Préparer un pigment
L’univers des pigments offre des couleurs intenses, chaleureuses et puissantes. La texture d’un pigment reflète sa propriété : vaporeux, poudreux, metalique… Je comtemple parfois ma « collection » rien que pour le plaisir, presque une sorte de fascination pour ces poudres d’une grande subtilité. Cela me fait souvent penser au village de Roussillon en Lubéron qui a exploité en son temps, un gisement naturel (le sentier des ocres) aux couleurs chaudes et profondes, tout à l’image de cette région chantante et colorée. Aujourd’hui, il est possible de visiter les ateliers d’extraction transformés en musée. Certains pigments sont naturels comme les ocres, d’autres sont issus d’un processus de synthèse chimique.
Je pense aussi à un voyage à Venise et ce petit magasin beaux-arts à la devanture vert forestier qui proposait des pigments magnifiques dont le fameux vert Véronèse.

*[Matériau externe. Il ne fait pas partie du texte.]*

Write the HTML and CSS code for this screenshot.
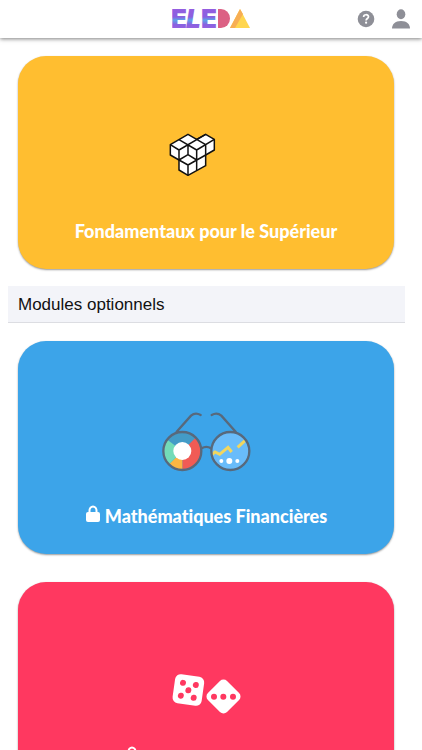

Broyer un pigment remonte à la nuit des temps. Les hommes de Lascaux connaissaient ce procédé. Ils préparaient les pigments à peindre qu’ils appliquaient directement sur la roche. Le broyage des pigments s’est perfectionné au fil du développement des civilisations. L’huile de lin était connue dans l’antiquité et employée comme liant. C’est le peintre flamand Jan van Eyck, (début du XVe siècle) qui met au point et stabilise une nouvelle technique en associant de l’essence de térébenthine, de l’huile de lin et du pigment. Il obtient une pâte constistante qu’il peut conserver dans des poches. Ce procédé profite pleinement aux couleurs puisqu’elles conservent leur éclat, et l’huile amplifie leur brillance. Comme l’huile de lin à la propriété de sécher lentement (par oxydation), on peut travailler un pigment à l’huile durant plusieurs jours, voire des semaines.
L’industrie d’aujourd’hui à remplacé les techniques anciennes par des moyens modernes et rapides. Pour ma part, je n’achète plus de pigments tout préparé depuis plus de 15 ans. Je broie les pigments dont j’ai besoin avec toujours autant de plaisir. L’intérêt réside dans la déclinaison multiple de cette technique. Broyer un pigment à l’huile revient au même avec de la résine acrylique ou de la vinylique ; on emploie de la gomme adragante pour le pastel, de la gomme arabique pour la gouache et l’aquarelle.
En fonction du résultat picturale recherché, j’emploie la résine adéquate avec un dosage préalablement préparé et calculé (résine – eau – pigment). Par exemple, la fabrication du pastel se fait avec de la gomme adragante et de l’eau. Cette solution acqueuse ressemble à de la colle très liquide qui une fois mélangée au pigment donne une pâte. Après quoi, je travaille cette pâte jusqu’à ce qu’elle devienne lisse et brillante. C’est alors le signe qu’elle est prête pour l’étape suivante.
Je roule la pâte comme le fumeur roule sa cigarette dans du papier sulfurisé et j’obtiens un petit bâtonnet. Quelques heures après, la pâte en séchant est devenue dure et le pastel est prêt. Avec le mélange eau et gomme, le pastel peut-être plus où moins dur, tendre voire friable ; en ajoutant de l’huile par exemple on obtient un pastel gras. On peut ainsi fabriquer une grande quantité de pastel avec toutes les nuances désirées, tout cela pour une somme modique qui me permet d’utiliser ce principe « presque à l’infini ».
Pour la technique à l’huile, j’utilise de l’huile de lin clarifiée au soleil et selon les cas de l’huile de sésame qui adoucit et assouplit la pâte pigmentaire. Les qualités de conservation sont les mêmes que les produits du commerce. La différence réside dans le prix de revient et le choix de la teinte parfois très rare sur le marché. Comme je règle moi-même le dosage pigment-huile, cela me donne plus de liberté pour l’exécution technique. Le médium à fluidifier le pigment broyé, facilite l’exécution (glacis…) et vient compléter la technique de la peinture puisque lui aussi est préparé et dosé manuellement. Après plusieurs années de pratique, je n’ai pas constaté d’effet de craquelure prématuré signe que l’ensemble – de la préparation du support à l’exécution artistique – est de bonne qualité.